The market is not the only reason. Stockton government was not the premier career destination in the best of times. Now it’s a pressure cooker. Did I mention crime?
City Manager Bob Deis is not only striving to reform Stockton fiscally. He’s angling to transform the public servant culture with super-qualified executives. How well is it necessary to pay such folks? An extra $15,000, say.
That’s going to be controversial. I’m OK with it if it’s done judiciously. Because we have seen the price of incompetence, and it is far, far, higher than the total of the $100k club.
For evidence that compentency more than repays its costs, look no farther than the bankruptcy.
“The city of Stockton, California, has a strong case heading into court next week in a bid to establish eligibility for bankruptcy protection,” Reuters writes in this story.

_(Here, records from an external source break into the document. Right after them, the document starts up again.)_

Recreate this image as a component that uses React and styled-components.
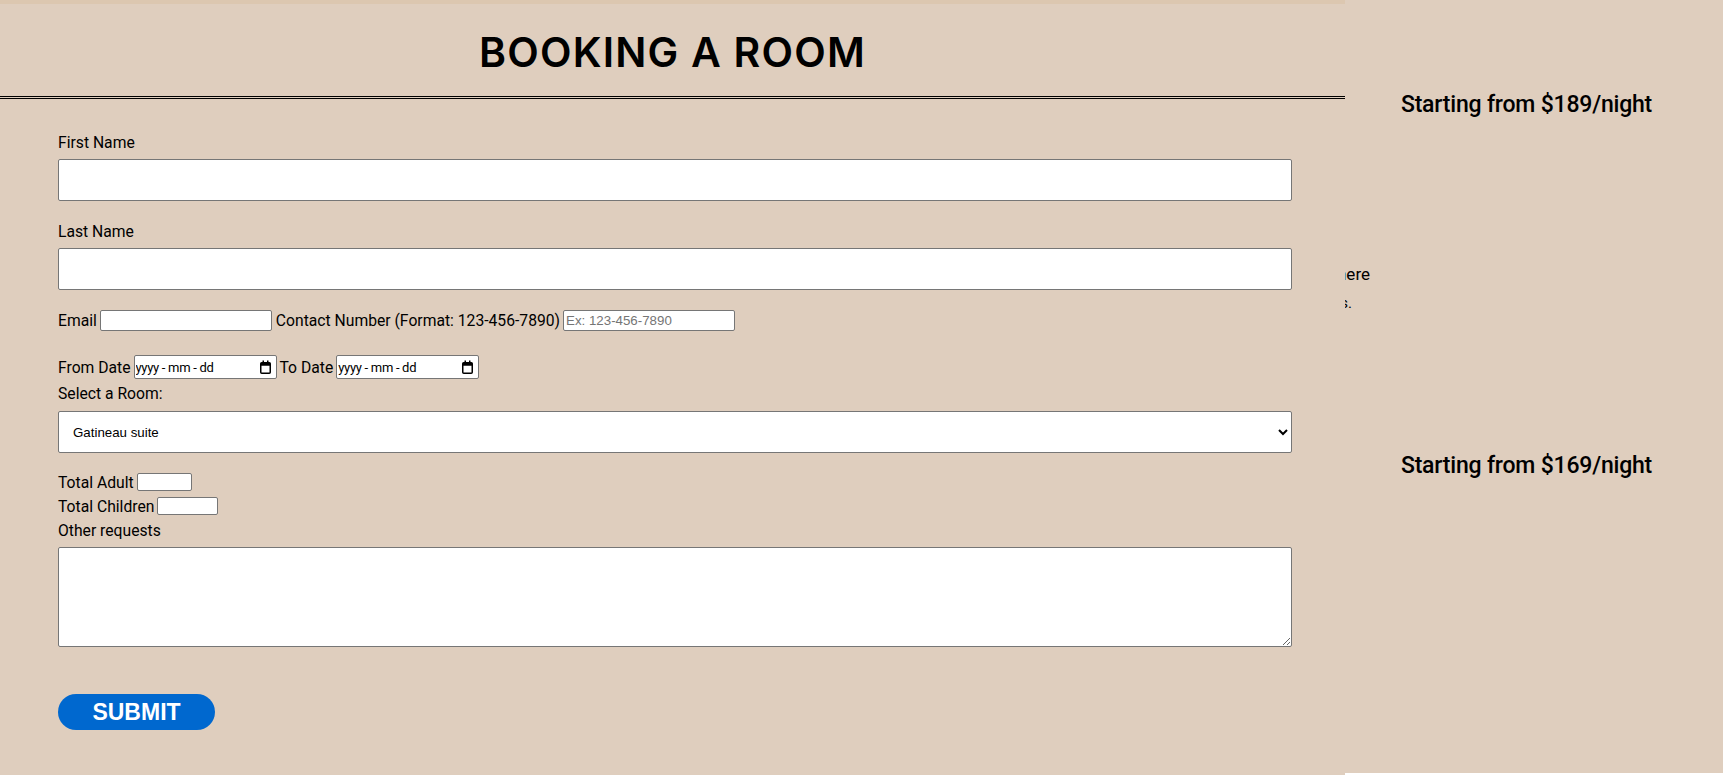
import styled, { createGlobalStyle } from 'styled-components'

const GlobalStyle = createGlobalStyle`
  html, body {
    margin: 0;
    padding: 0;
    background: #ffffff;
  }
  body {
    font-family: Roboto, "Liberation Sans", sans-serif;
    color: #000;
  }
`

const Page = styled.div`
  height: 773px;
  background: #dfcebe;
  padding-top: 90px;
  box-sizing: border-box;
  overflow: hidden;
`

const RoomCard = styled.section`
  display: grid;
  grid-template-columns: 1fr 393px;
  margin-top: ${p => p.$top || 0}px;
`

const Price = styled.h3`
  grid-column: 2;
  margin: 0;
  text-align: center;
  font-size: 23px;
  font-weight: 500;
  line-height: 30px;
  letter-spacing: -0.2px;
`

const Description = styled.div`
  grid-column: 1 / -1;
  margin-top: 140px;
`

const DescLine = styled.p`
  margin: 0;
  text-align: right;
  font-family: Roboto, sans-serif;
  font-size: ${p => p.$size}px;
  line-height: 29px;
  white-space: nowrap;
  padding-right: ${p => p.$inset}px;
`

const Overlay = styled.div`
  position: fixed;
  top: 0;
  left: 0;
  width: 1345px;
  height: 100vh;
  background: #dfcebe;
  border-top: 4px solid #dcc7b0;
  box-sizing: border-box;
  font-family: Roboto, "Liberation Sans", sans-serif;
`

const Header = styled.header`
  height: 92px;
  display: flex;
  align-items: center;
  justify-content: center;
  border-bottom: 3px double #000;
`

const Title = styled.h1`
  margin: 4px 0 0;
  font-family: Inter, "DejaVu Sans", sans-serif;
  font-weight: 600;
  font-size: 41px;
  letter-spacing: 1.2px;
  color: #000;
`

const Form = styled.form`
  padding: 33px 53px 0 58px;
`

const Label = styled.label`
  display: block;
  font-size: 15.7px;
  line-height: 21px;
  margin-bottom: ${p => p.$after ?? 6}px;
`

const WideInput = styled.input`
  display: block;
  width: 100%;
  height: 42px;
  box-sizing: border-box;
  border: 1px solid #767676;
  border-radius: 2px;
  background: #fff;
  margin: 0 0 20px;
`

const InlineRow = styled.div`
  display: flex;
  align-items: center;
  gap: 3px;
  height: ${p => p.$h || 21}px;
  margin-bottom: ${p => p.$after || 0}px;
  font-size: 15.7px;
`

const SmallInput = styled.input`
  width: ${p => p.$w}px;
  height: ${p => p.$h || 21}px;
  box-sizing: border-box;
  border: 1px solid #767676;
  border-radius: 2px;
  background: #fff;
  padding: 1px 2px;
  margin: 0 1px 0 0;
  font-family: "Liberation Sans", Arial, sans-serif;
  font-size: 13.3px;

  &::placeholder {
    color: #757575;
  }
`

const DateField = styled.span`
  display: inline-flex;
  align-items: center;
  width: 143px;
  height: 24px;
  box-sizing: border-box;
  border: 1px solid #767676;
  border-radius: 2px;
  background: #fff;
  padding: 0 4px 0 1px;
`

const DateText = styled.input`
  flex: 1;
  min-width: 0;
  border: none;
  outline: none;
  padding: 0;
  background: transparent;
  font-family: Roboto, sans-serif;
  font-size: 13px;
  letter-spacing: -0.3px;

  &::placeholder {
    color: #000;
  }
`

const RoomSelect = styled.select`
  display: block;
  width: 100%;
  height: 42px;
  box-sizing: border-box;
  border: 1px solid #767676;
  border-radius: 2px;
  background: #fff;
  padding: 0 10px;
  font-family: "Liberation Sans", Arial, sans-serif;
  font-size: 13.3px;
  color: #000;
  margin-bottom: 17px;
`

const Requests = styled.textarea`
  display: block;
  width: 100%;
  height: 100px;
  box-sizing: border-box;
  border: 1px solid #767676;
  border-radius: 2px;
  background: #fff;
  margin: 5px 0 47px;
`

const SubmitButton = styled.button`
  width: 157px;
  height: 36px;
  border: none;
  border-radius: 18px;
  background: #0068cf;
  color: #fff;
  font-family: "Liberation Sans", Arial, sans-serif;
  font-weight: 700;
  font-size: 23px;
  cursor: pointer;
`

function CalendarIcon() {
  return (
    <svg width="13" height="14" viewBox="0 0 13 14" aria-hidden="true">
      <rect x="1.75" y="2.75" width="9.5" height="10.5" rx="1" fill="none" stroke="#000" strokeWidth="1.5" />
      <rect x="1.75" y="2.75" width="9.5" height="3" fill="#000" />
      <rect x="3.5" y="0.5" width="1.5" height="3" fill="#000" />
      <rect x="8" y="0.5" width="1.5" height="3" fill="#000" />
    </svg>
  )
}

function DateInput() {
  return (
    <DateField>
      <DateText type="text" placeholder="yyyy - mm - dd" />
      <CalendarIcon />
    </DateField>
  )
}

export default function App() {
  return (
    <>
      <GlobalStyle />
      <Page>
        <RoomCard>
          <Price>Starting from $189/night</Price>
          <Description>
            <DescLine $size={17} $inset={353}>Unwind in a bright suite overlooking the river, where</DescLine>
            <DescLine $size={15} $inset={371}>breakfast is served every morning for our guests.</DescLine>
          </Description>
        </RoomCard>
        <RoomCard $top={133}>
          <Price>Starting from $169/night</Price>
        </RoomCard>
      </Page>

      <Overlay>
        <Header>
          <Title>BOOKING A ROOM</Title>
        </Header>
        <Form onSubmit={e => e.preventDefault()}>
          <Label htmlFor="first">First Name</Label>
          <WideInput id="first" type="text" />

          <Label htmlFor="last">Last Name</Label>
          <WideInput id="last" type="text" />

          <InlineRow $after={24}>
            <span>Email</span>
            <SmallInput $w={172} type="email" />
            <span>Contact Number (Format: 123-456-7890)</span>
            <SmallInput $w={172} type="tel" placeholder="Ex: 123-456-7890" />
          </InlineRow>

          <InlineRow $h={24} $after={4}>
            <span>From Date</span>
            <DateInput />
            <span>To Date</span>
            <DateInput />
          </InlineRow>

          <Label htmlFor="room" $after={7}>Select a Room:</Label>
          <RoomSelect id="room" defaultValue="gatineau">
            <option value="gatineau">Gatineau suite</option>
            <option value="ottawa">Ottawa suite</option>
          </RoomSelect>

          <InlineRow $h={24}>
            <span>Total Adult</span>
            <SmallInput $w={55} $h={18} type="number" />
          </InlineRow>
          <InlineRow $h={24}>
            <span>Total Children</span>
            <SmallInput $w={61} $h={18} type="number" />
          </InlineRow>
          <InlineRow $h={24}>
            <span>Other requests</span>
          </InlineRow>
          <Requests />

          <SubmitButton type="submit">SUBMIT</SubmitButton>
        </Form>
      </Overlay>
    </>
  )
}
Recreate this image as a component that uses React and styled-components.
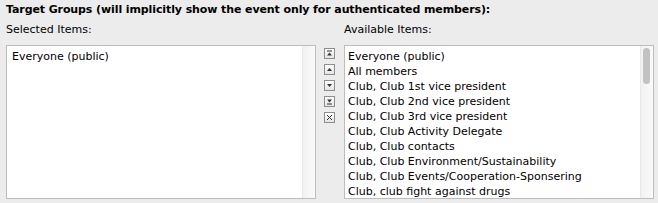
import styled, { createGlobalStyle } from 'styled-components';

const GlobalStyle = createGlobalStyle`
  html, body {
    margin: 0;
    padding: 0;
    background: #ececec;
  }
  body {
    font-family: 'DejaVu Sans', Verdana, sans-serif;
    font-size: 11px;
    color: #000;
  }
`;

const Wrap = styled.div`
  width: 658px;
  height: 203px;
  padding: 3px 0 0 6px;
  box-sizing: border-box;
  overflow: hidden;
`;

const Title = styled.div`
  font-weight: bold;
  line-height: 14px;
  height: 14px;
  letter-spacing: -0.1px;
`;

const Columns = styled.div`
  display: flex;
  align-items: flex-start;
  margin-top: 6px;
`;

const Column = styled.div`
  display: flex;
  flex-direction: column;
  width: 310px;
`;

const Label = styled.div`
  line-height: 14px;
  height: 14px;
  margin-bottom: 8px;
`;

const ListBox = styled.div`
  display: flex;
  height: 154px;
  box-sizing: border-box;
  border: 1px solid #bdbdbd;
  background: #fff;
`;

const Items = styled.ul`
  flex: 1;
  list-style: none;
  margin: 0;
  padding: 3px 0 0 ${(p) => p.$pad || 4}px;
  overflow: hidden;
`;

const Item = styled.li`
  line-height: 15px;
  white-space: nowrap;
`;

const Track = styled.div`
  width: 10px;
  padding: 2px 0 0 2px;
  background: linear-gradient(to right, #f2f2f2, #fafafa);
  border-left: 1px solid #e8e8e8;
`;

const Thumb = styled.div`
  width: 7px;
  height: 36px;
  border-radius: 4px;
  background: #c2c2c2;
`;

const Buttons = styled.div`
  display: flex;
  flex-direction: column;
  gap: 5px;
  margin: 25px 9px 0 8px;
`;

const MoveButton = styled.button`
  width: 11px;
  height: 11px;
  padding: 0;
  border: 1px solid #8e8e8e;
  background: linear-gradient(#fdfdfd, #e4e4e4);
  display: flex;
  align-items: center;
  justify-content: center;
  svg {
    display: block;
  }
`;

const Icon = ({ kind }) => {
  const c = '#333';
  return (
    <svg width="7" height="7" viewBox="0 0 7 7">
      {kind === 'top' && (
        <>
          <rect x="1" y="0.5" width="5" height="1" fill={c} />
          <polygon points="3.5,2.5 1,5.5 6,5.5" fill={c} />
        </>
      )}
      {kind === 'up' && <polygon points="3.5,2 1,5 6,5" fill={c} />}
      {kind === 'down' && <polygon points="1,2 6,2 3.5,5" fill={c} />}
      {kind === 'bottom' && (
        <>
          <polygon points="1,1.5 6,1.5 3.5,4.5" fill={c} />
          <rect x="1" y="5.5" width="5" height="1" fill={c} />
        </>
      )}
      {kind === 'remove' && (
        <path d="M1 1 L6 6 M6 1 L1 6" stroke={c} strokeWidth="1" />
      )}
    </svg>
  );
};

const available = [
  'Everyone (public)',
  'All members',
  'Club, Club 1st vice president',
  'Club, Club 2nd vice president',
  'Club, Club 3rd vice president',
  'Club, Club Activity Delegate',
  'Club, Club contacts',
  'Club, Club Environment/Sustainability',
  'Club, Club Events/Cooperation-Sponsering',
  'Club, club fight against drugs',
];

export default function App() {
  return (
    <>
      <GlobalStyle />
      <Wrap>
        <Title>Target Groups (will implicitly show the event only for authenticated members):</Title>
        <Columns>
          <Column>
            <Label>Selected Items:</Label>
            <ListBox>
              <Items $pad={5}>
                <Item>Everyone (public)</Item>
              </Items>
              <Track />
            </ListBox>
          </Column>
          <Buttons>
            {['top', 'up', 'down', 'bottom', 'remove'].map((k) => (
              <MoveButton key={k} type="button">
                <Icon kind={k} />
              </MoveButton>
            ))}
          </Buttons>
          <Column>
            <Label>Available Items:</Label>
            <ListBox>
              <Items $pad={3}>
                {available.map((a) => (
                  <Item key={a}>{a}</Item>
                ))}
              </Items>
              <Track>
                <Thumb />
              </Track>
            </ListBox>
          </Column>
        </Columns>
      </Wrap>
    </>
  );
}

The writer compared us to San Berdoo, where public employees still rule and where incompetence therefore remains high.
“Stockton is in several aspects an opposite of San Bernardino, another sizeable California city that filed for bankruptcy last year. Stockton planned its move well ahead of its bankruptcy filing. San Bernardino rushed into a hasty filing after its city council learned that spending would exceed revenue by $45 million and the city had no reserves.
“Additionally, Stockton has targeted bondholders for losses while San Bernardino is skipping out on payments to the state pension fund, the California Public Employees’ Retirement System …”
Right. So Stockton’s bankruptcy filing is well-thought out. And the city picked its battles wisely. As the result, it is likely that you, the taxpayer, are going to be spared the future tax increases and draconian service cuts that would be likely if the courts were to reject a botched filing and order Stockton to pay all debts.
That doesn’t mean no further cuts are necessary. They are. And yes, it chafes to learn Mike Niblock, the red-tape king retired out of the Community Development Department, is making bank when for many maddening years he did more to hamper business than to help it.
But Stockton has probably cut more fat out of government than any city in the state. Ronald Reagan himself did not reduce the federal government as much as Deis cut Stockton government. In that respect, we’re living through the most fiscally conservative era in the city’s history. And one of the most competent.